Switzerland and LiechtensteinWT/TPR/S/208 Page 135
Switzerland's market for engineering and architectural services is highly fragmented; the types of business range from independent specialists to large offices and companies. The main professional societies are the Swiss Society of Engineers and Architects, and the Technical Union of Switzerland (UTS/STV). Generally Switzerland has not imposed any limitations on market access or national treatment for the architectural and engineering professions.
Professional names such as "architect", "engineer" or "technician" are not legally protected in most cantons, and no licence is required for the exercise of those professions. Thus, anyone, Swiss or foreign, can practice these professions.118 On the other hand, six cantons (Fribourg, Geneva, Lucerne, Neuchatel, Vaud, and Ticino) regulate the professions of architect and civil engineer by requiring a professional qualification. Membership in a professional association is generally not necessary. Registration in the Swiss Register of Engineers, Architects, and Technicians (REG) typically requires a diploma plus at least three years of professional experience (two years for technical school graduates). These registers are open to foreign professionals if they have been exercising their profession generally for two to three years in Switzerland or abroad.
As at August 2008, 211 architects and 114 engineers were registered in Liechtenstein, working as independent specialists or in architectural and engineering offices and companies.

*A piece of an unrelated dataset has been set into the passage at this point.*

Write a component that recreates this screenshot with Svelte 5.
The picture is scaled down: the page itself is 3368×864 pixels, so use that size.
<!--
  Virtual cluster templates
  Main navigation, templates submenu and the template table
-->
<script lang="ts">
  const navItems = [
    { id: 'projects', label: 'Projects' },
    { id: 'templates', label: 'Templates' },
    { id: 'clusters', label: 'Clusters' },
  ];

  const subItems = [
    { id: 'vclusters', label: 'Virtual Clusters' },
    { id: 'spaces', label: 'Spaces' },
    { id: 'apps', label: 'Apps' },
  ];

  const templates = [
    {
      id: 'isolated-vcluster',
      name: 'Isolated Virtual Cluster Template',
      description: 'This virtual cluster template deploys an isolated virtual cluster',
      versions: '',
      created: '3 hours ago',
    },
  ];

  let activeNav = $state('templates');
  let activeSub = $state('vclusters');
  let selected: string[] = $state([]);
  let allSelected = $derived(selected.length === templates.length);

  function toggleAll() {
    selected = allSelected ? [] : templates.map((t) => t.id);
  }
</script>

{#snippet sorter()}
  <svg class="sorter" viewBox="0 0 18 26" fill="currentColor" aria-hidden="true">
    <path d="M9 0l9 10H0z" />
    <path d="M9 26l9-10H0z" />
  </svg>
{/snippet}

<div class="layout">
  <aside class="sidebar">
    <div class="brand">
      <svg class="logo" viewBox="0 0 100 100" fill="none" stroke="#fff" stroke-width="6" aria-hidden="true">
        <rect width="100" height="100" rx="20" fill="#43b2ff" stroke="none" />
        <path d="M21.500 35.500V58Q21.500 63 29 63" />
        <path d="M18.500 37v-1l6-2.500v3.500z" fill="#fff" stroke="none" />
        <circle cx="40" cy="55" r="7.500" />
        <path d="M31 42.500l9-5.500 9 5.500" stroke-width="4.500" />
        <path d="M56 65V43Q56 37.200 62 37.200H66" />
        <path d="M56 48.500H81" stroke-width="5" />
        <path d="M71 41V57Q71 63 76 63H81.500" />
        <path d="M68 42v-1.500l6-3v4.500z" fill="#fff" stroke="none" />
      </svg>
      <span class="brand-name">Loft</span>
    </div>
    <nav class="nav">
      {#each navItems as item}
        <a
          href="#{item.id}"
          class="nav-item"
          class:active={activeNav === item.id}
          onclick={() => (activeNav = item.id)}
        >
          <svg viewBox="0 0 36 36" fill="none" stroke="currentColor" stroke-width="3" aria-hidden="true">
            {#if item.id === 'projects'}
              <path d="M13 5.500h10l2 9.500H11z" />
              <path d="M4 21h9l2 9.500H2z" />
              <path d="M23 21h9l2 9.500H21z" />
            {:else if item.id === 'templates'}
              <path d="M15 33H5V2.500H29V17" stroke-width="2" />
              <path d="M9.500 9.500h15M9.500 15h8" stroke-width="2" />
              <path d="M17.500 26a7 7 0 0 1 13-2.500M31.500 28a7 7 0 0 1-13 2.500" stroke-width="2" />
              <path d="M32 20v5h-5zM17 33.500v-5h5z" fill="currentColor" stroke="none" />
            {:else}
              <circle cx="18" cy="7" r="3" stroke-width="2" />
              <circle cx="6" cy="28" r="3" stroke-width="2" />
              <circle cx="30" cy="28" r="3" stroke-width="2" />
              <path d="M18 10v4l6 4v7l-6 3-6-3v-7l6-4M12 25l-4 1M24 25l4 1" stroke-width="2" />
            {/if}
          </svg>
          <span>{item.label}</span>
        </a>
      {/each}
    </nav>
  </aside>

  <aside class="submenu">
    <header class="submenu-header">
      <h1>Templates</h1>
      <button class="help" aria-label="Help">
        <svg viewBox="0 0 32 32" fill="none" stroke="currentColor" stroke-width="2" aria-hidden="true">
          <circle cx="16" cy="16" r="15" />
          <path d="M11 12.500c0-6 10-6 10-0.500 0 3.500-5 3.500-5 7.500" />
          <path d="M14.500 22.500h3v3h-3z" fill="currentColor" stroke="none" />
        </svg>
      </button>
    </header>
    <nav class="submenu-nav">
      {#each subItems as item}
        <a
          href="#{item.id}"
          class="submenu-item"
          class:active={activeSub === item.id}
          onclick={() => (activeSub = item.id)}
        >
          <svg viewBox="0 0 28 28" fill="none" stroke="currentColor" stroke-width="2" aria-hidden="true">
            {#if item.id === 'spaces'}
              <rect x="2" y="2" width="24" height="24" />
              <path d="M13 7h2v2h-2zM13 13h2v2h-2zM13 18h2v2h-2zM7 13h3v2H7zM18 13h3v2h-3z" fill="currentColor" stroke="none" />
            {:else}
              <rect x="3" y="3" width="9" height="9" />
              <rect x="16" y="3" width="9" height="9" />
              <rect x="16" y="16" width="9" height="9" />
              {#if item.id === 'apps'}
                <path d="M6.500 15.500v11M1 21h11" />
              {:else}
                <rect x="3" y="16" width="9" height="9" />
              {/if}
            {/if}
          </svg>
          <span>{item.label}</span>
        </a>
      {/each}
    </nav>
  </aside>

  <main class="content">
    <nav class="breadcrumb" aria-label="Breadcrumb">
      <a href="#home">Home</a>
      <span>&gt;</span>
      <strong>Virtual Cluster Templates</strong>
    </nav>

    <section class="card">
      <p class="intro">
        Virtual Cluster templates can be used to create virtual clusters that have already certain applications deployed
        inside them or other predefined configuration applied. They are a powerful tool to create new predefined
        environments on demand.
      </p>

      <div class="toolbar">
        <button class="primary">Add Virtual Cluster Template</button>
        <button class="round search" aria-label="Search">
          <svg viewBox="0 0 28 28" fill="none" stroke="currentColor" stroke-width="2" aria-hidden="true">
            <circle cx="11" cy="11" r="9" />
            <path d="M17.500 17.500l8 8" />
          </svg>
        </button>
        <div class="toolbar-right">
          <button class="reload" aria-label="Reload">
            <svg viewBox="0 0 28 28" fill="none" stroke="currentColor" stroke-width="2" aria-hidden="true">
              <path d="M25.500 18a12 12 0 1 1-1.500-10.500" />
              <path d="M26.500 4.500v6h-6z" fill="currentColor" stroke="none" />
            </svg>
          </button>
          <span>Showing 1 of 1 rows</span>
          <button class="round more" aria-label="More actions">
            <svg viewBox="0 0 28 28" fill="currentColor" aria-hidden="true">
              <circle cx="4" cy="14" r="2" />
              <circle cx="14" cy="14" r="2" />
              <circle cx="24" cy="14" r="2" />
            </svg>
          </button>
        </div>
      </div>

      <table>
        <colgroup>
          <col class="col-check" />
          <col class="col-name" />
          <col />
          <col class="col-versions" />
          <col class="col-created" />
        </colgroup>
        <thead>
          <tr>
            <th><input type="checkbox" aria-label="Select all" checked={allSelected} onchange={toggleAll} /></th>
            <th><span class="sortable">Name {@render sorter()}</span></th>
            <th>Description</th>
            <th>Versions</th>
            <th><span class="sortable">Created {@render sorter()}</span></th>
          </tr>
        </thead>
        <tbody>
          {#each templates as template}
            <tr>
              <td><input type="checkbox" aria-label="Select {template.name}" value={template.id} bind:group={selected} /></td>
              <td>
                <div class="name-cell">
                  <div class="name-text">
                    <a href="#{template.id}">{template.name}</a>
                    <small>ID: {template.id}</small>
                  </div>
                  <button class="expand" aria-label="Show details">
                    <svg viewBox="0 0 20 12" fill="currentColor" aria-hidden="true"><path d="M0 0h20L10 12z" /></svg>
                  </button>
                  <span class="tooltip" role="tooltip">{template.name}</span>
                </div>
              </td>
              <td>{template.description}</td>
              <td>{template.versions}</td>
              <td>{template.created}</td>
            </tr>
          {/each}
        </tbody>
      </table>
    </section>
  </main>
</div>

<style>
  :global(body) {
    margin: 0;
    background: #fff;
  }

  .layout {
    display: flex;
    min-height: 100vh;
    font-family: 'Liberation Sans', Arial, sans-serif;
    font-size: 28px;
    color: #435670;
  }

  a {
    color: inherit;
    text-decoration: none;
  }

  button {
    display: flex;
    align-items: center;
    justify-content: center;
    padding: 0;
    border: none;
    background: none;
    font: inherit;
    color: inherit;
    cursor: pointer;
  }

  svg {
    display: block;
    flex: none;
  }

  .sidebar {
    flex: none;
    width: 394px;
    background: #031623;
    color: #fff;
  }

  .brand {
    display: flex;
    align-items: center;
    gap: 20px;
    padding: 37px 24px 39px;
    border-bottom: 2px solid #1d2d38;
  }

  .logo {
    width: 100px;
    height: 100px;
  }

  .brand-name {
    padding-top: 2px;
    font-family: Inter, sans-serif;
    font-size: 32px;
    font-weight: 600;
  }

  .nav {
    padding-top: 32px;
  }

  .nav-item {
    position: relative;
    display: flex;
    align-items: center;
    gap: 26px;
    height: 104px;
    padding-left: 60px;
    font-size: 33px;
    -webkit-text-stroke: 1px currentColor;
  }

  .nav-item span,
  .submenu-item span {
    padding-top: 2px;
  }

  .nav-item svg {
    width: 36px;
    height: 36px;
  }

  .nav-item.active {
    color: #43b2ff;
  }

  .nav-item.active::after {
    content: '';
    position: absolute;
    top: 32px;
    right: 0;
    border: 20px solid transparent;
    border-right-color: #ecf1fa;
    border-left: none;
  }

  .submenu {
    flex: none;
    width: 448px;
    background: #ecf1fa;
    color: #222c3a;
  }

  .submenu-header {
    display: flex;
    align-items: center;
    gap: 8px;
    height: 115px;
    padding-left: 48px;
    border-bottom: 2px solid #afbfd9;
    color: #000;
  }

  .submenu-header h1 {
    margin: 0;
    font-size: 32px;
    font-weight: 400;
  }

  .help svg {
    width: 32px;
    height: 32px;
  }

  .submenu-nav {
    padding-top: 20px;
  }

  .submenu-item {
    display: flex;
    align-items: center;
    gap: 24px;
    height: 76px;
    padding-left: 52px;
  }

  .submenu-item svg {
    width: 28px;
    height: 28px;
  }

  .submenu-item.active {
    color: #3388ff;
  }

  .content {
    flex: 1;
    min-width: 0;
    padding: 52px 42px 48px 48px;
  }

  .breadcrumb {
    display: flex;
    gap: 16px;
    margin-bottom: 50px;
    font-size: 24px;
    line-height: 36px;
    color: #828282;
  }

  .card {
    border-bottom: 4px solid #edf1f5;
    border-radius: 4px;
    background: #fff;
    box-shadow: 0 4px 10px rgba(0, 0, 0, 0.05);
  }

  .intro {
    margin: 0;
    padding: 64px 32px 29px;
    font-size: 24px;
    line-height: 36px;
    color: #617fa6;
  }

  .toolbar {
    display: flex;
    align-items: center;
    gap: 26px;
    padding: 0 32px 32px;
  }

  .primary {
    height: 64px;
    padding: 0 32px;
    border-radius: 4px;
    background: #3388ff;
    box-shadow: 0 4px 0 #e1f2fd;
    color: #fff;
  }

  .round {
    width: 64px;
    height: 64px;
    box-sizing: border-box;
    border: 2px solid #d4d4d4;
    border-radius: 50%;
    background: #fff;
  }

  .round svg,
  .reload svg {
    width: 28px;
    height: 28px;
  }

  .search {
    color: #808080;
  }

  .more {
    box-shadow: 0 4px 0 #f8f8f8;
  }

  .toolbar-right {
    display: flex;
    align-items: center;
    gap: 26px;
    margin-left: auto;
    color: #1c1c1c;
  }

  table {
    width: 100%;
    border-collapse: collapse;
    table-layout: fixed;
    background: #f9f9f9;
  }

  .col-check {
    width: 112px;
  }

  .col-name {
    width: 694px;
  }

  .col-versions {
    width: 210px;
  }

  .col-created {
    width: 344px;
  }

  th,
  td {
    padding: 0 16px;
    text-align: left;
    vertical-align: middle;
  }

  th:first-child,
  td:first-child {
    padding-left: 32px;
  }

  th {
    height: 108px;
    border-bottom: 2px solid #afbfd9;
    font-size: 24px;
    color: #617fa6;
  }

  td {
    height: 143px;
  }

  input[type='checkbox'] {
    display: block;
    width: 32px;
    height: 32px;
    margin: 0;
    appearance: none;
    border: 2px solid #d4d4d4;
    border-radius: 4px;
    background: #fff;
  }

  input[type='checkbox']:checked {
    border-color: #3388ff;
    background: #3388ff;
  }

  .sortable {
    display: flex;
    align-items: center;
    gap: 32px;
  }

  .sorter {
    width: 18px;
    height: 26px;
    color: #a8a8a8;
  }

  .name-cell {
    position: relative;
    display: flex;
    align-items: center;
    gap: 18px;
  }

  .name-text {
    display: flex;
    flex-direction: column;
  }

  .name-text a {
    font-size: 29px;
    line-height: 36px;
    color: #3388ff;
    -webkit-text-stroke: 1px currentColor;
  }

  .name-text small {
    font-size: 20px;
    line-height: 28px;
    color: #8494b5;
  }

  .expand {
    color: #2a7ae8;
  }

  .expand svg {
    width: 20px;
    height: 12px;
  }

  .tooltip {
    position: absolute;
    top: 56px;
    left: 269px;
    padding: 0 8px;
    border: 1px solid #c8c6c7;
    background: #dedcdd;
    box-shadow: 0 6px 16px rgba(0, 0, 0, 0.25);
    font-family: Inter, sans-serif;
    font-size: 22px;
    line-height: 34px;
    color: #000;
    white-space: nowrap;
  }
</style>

The main professional society in Liechtenstein is the Liechtensteinische Ingenieur und Architektenvereinigung. "Architect", "engineer" and "technician" are legally protected professional names. Requirements to obtain a licence to work as an engineer or architect are, in addition to a diploma, at least three years of professional experience, and an office in which to carry out the profession. Citizens from non-EEA-member countries need twelve years' prior residence in Liechtenstein. Permanent domicile in Liechtenstein is required for non-EEA citizens.
118 A country-wide exception applies to official land measurements, which may be carried out only by licensed surveyors (ingénieur-géomètre breveté). For further details, see WTO (2004).